# DATA PROVIDED:
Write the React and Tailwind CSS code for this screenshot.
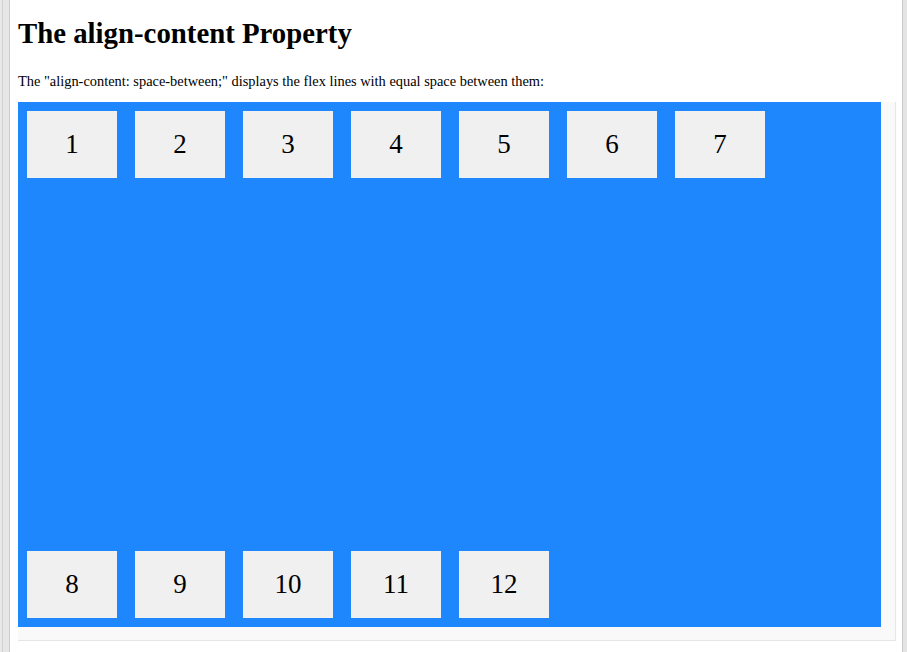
export default function App() {
  const items = [1, 2, 3, 4, 5, 6, 7, 8, 9, 10, 11, 12];
  return (
    <div className="flex h-[652px] w-[907px] overflow-hidden bg-white" style={{ fontFamily: '"Liberation Serif", "Times New Roman", serif' }}>
      <div className="flex h-full w-[10px] shrink-0 bg-[#e4e4e4]">
        <div className="h-full w-[2px] bg-[#e8e8e8]" />
        <div className="h-full w-px bg-[#d2d2d2]" />
        <div className="h-full flex-1 bg-[#e6e6e6]" />
        <div className="h-full w-px bg-[#cdcdcd]" />
      </div>
      <div className="h-full flex-1 overflow-hidden pl-[8px] pr-[6px]">
        <h1 className="mt-[17px] text-[28.8px] leading-[33px] font-bold text-black">The align-content Property</h1>
        <p className="mt-[23px] text-[14.4px] leading-[16px] text-black">
          The "align-content: space-between;" displays the flex lines with equal space between them:
        </p>
        <div className="mt-[13px] h-[539px] w-[878px] border-r border-b border-[#e6e6e6] bg-[#f9f9f9]">
          <div className="flex h-[525px] w-[863px] flex-wrap content-between bg-[#1e87fd]">
            {items.map((n) => (
              <div key={n} className="m-[9px] h-[67px] w-[90px] bg-[#f0f0f0] text-center text-[27px] leading-[67px] text-black">
                {n}
              </div>
            ))}
          </div>
        </div>
      </div>
      <div className="flex h-full w-[5px] shrink-0">
        <div className="h-full w-px bg-[#c9c9c9]" />
        <div className="h-full flex-1 bg-[#e4e4e4]" />
      </div>
    </div>
  );
}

# TASK DIRECTIONS:
Reproduce the data above in full, exactly as it is, with the pictures left out.

# SOLUTION TO THE PROBLEM:
Write the React and Tailwind CSS code for this screenshot.
export default function App() {
  const items = [1, 2, 3, 4, 5, 6, 7, 8, 9, 10, 11, 12];
  return (
    <div className="flex h-[652px] w-[907px] overflow-hidden bg-white" style={{ fontFamily: '"Liberation Serif", "Times New Roman", serif' }}>
      <div className="flex h-full w-[10px] shrink-0 bg-[#e4e4e4]">
        <div className="h-full w-[2px] bg-[#e8e8e8]" />
        <div className="h-full w-px bg-[#d2d2d2]" />
        <div className="h-full flex-1 bg-[#e6e6e6]" />
        <div className="h-full w-px bg-[#cdcdcd]" />
      </div>
      <div className="h-full flex-1 overflow-hidden pl-[8px] pr-[6px]">
        <h1 className="mt-[17px] text-[28.8px] leading-[33px] font-bold text-black">The align-content Property</h1>
        <p className="mt-[23px] text-[14.4px] leading-[16px] text-black">
          The "align-content: space-between;" displays the flex lines with equal space between them:
        </p>
        <div className="mt-[13px] h-[539px] w-[878px] border-r border-b border-[#e6e6e6] bg-[#f9f9f9]">
          <div className="flex h-[525px] w-[863px] flex-wrap content-between bg-[#1e87fd]">
            {items.map((n) => (
              <div key={n} className="m-[9px] h-[67px] w-[90px] bg-[#f0f0f0] text-center text-[27px] leading-[67px] text-black">
                {n}
              </div>
            ))}
          </div>
        </div>
      </div>
      <div className="flex h-full w-[5px] shrink-0">
        <div className="h-full w-px bg-[#c9c9c9]" />
        <div className="h-full flex-1 bg-[#e4e4e4]" />
      </div>
    </div>
  );
}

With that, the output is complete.